### The request
Copy out the data below as written; omit any images.

### Source excerpt

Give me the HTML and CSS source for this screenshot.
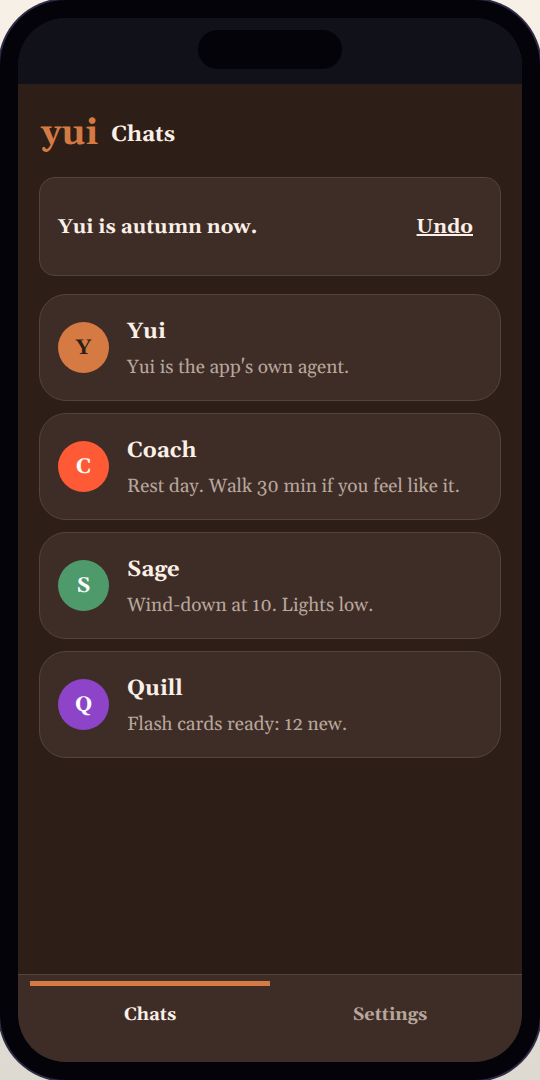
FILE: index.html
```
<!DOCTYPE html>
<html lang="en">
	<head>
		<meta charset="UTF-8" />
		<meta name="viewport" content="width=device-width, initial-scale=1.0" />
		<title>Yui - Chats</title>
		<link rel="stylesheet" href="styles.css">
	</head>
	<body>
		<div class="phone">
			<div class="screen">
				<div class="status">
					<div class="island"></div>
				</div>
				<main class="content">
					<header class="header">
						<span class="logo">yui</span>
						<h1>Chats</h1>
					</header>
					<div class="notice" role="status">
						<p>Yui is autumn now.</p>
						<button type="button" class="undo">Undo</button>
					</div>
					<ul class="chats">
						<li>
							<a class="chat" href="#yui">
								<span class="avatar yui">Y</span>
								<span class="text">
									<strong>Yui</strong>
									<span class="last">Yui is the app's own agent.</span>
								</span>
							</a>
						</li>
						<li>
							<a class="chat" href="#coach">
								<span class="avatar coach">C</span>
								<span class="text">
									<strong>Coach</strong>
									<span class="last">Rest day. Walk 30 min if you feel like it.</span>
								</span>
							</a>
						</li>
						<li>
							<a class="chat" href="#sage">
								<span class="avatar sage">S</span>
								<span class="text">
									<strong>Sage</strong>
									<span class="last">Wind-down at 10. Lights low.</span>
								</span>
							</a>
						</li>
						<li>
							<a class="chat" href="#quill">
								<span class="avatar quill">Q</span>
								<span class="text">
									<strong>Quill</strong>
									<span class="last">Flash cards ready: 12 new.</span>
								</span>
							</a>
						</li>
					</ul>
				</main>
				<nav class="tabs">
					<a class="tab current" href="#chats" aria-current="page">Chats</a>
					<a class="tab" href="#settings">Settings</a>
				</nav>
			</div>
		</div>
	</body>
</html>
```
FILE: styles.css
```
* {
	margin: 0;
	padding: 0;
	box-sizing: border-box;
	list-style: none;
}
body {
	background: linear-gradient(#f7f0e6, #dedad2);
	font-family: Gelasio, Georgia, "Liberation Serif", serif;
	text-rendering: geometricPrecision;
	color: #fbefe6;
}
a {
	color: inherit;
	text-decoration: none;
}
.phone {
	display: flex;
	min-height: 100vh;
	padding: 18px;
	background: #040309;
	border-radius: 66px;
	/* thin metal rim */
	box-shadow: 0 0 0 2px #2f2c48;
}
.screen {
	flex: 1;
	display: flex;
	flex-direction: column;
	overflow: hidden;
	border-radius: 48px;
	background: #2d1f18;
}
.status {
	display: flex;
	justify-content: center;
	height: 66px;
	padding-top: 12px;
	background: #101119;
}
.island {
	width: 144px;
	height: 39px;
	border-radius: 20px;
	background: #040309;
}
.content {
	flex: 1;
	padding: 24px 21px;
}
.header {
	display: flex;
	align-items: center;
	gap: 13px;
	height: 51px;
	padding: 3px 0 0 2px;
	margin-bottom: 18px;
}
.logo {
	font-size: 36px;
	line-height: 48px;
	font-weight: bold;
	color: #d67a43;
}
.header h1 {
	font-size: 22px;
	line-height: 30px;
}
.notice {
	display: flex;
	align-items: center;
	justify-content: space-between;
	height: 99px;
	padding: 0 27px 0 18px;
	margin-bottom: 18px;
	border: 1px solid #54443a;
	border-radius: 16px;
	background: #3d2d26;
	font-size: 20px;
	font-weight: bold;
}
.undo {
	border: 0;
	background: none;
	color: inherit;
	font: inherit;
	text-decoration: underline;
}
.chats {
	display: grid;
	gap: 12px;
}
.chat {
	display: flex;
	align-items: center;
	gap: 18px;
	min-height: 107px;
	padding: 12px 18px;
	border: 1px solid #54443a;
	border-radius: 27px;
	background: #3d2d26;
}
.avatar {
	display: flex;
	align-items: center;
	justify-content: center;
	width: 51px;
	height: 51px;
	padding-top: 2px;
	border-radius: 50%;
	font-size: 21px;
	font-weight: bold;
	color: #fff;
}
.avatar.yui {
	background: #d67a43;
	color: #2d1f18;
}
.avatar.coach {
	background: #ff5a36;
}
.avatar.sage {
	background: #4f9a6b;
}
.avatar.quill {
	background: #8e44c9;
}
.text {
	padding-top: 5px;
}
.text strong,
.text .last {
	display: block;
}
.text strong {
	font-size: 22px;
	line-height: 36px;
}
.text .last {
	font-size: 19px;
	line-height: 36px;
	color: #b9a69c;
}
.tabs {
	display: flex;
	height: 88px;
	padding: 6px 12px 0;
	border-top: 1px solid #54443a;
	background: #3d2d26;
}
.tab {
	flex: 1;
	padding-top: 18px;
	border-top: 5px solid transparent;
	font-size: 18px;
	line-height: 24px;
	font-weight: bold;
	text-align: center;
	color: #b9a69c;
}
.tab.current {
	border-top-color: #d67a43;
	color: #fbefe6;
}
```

### Exercise solution
Give me the HTML and CSS source for this screenshot.
FILE: index.html
```
<!DOCTYPE html>
<html lang="en">
	<head>
		<meta charset="UTF-8" />
		<meta name="viewport" content="width=device-width, initial-scale=1.0" />
		<title>Yui - Chats</title>
		<link rel="stylesheet" href="styles.css">
	</head>
	<body>
		<div class="phone">
			<div class="screen">
				<div class="status">
					<div class="island"></div>
				</div>
				<main class="content">
					<header class="header">
						<span class="logo">yui</span>
						<h1>Chats</h1>
					</header>
					<div class="notice" role="status">
						<p>Yui is autumn now.</p>
						<button type="button" class="undo">Undo</button>
					</div>
					<ul class="chats">
						<li>
							<a class="chat" href="#yui">
								<span class="avatar yui">Y</span>
								<span class="text">
									<strong>Yui</strong>
									<span class="last">Yui is the app's own agent.</span>
								</span>
							</a>
						</li>
						<li>
							<a class="chat" href="#coach">
								<span class="avatar coach">C</span>
								<span class="text">
									<strong>Coach</strong>
									<span class="last">Rest day. Walk 30 min if you feel like it.</span>
								</span>
							</a>
						</li>
						<li>
							<a class="chat" href="#sage">
								<span class="avatar sage">S</span>
								<span class="text">
									<strong>Sage</strong>
									<span class="last">Wind-down at 10. Lights low.</span>
								</span>
							</a>
						</li>
						<li>
							<a class="chat" href="#quill">
								<span class="avatar quill">Q</span>
								<span class="text">
									<strong>Quill</strong>
									<span class="last">Flash cards ready: 12 new.</span>
								</span>
							</a>
						</li>
					</ul>
				</main>
				<nav class="tabs">
					<a class="tab current" href="#chats" aria-current="page">Chats</a>
					<a class="tab" href="#settings">Settings</a>
				</nav>
			</div>
		</div>
	</body>
</html>
```
FILE: styles.css
```
* {
	margin: 0;
	padding: 0;
	box-sizing: border-box;
	list-style: none;
}
body {
	background: linear-gradient(#f7f0e6, #dedad2);
	font-family: Gelasio, Georgia, "Liberation Serif", serif;
	text-rendering: geometricPrecision;
	color: #fbefe6;
}
a {
	color: inherit;
	text-decoration: none;
}
.phone {
	display: flex;
	min-height: 100vh;
	padding: 18px;
	background: #040309;
	border-radius: 66px;
	/* thin metal rim */
	box-shadow: 0 0 0 2px #2f2c48;
}
.screen {
	flex: 1;
	display: flex;
	flex-direction: column;
	overflow: hidden;
	border-radius: 48px;
	background: #2d1f18;
}
.status {
	display: flex;
	justify-content: center;
	height: 66px;
	padding-top: 12px;
	background: #101119;
}
.island {
	width: 144px;
	height: 39px;
	border-radius: 20px;
	background: #040309;
}
.content {
	flex: 1;
	padding: 24px 21px;
}
.header {
	display: flex;
	align-items: center;
	gap: 13px;
	height: 51px;
	padding: 3px 0 0 2px;
	margin-bottom: 18px;
}
.logo {
	font-size: 36px;
	line-height: 48px;
	font-weight: bold;
	color: #d67a43;
}
.header h1 {
	font-size: 22px;
	line-height: 30px;
}
.notice {
	display: flex;
	align-items: center;
	justify-content: space-between;
	height: 99px;
	padding: 0 27px 0 18px;
	margin-bottom: 18px;
	border: 1px solid #54443a;
	border-radius: 16px;
	background: #3d2d26;
	font-size: 20px;
	font-weight: bold;
}
.undo {
	border: 0;
	background: none;
	color: inherit;
	font: inherit;
	text-decoration: underline;
}
.chats {
	display: grid;
	gap: 12px;
}
.chat {
	display: flex;
	align-items: center;
	gap: 18px;
	min-height: 107px;
	padding: 12px 18px;
	border: 1px solid #54443a;
	border-radius: 27px;
	background: #3d2d26;
}
.avatar {
	display: flex;
	align-items: center;
	justify-content: center;
	width: 51px;
	height: 51px;
	padding-top: 2px;
	border-radius: 50%;
	font-size: 21px;
	font-weight: bold;
	color: #fff;
}
.avatar.yui {
	background: #d67a43;
	color: #2d1f18;
}
.avatar.coach {
	background: #ff5a36;
}
.avatar.sage {
	background: #4f9a6b;
}
.avatar.quill {
	background: #8e44c9;
}
.text {
	padding-top: 5px;
}
.text strong,
.text .last {
	display: block;
}
.text strong {
	font-size: 22px;
	line-height: 36px;
}
.text .last {
	font-size: 19px;
	line-height: 36px;
	color: #b9a69c;
}
.tabs {
	display: flex;
	height: 88px;
	padding: 6px 12px 0;
	border-top: 1px solid #54443a;
	background: #3d2d26;
}
.tab {
	flex: 1;
	padding-top: 18px;
	border-top: 5px solid transparent;
	font-size: 18px;
	line-height: 24px;
	font-weight: bold;
	text-align: center;
	color: #b9a69c;
}
.tab.current {
	border-top-color: #d67a43;
	color: #fbefe6;
}
```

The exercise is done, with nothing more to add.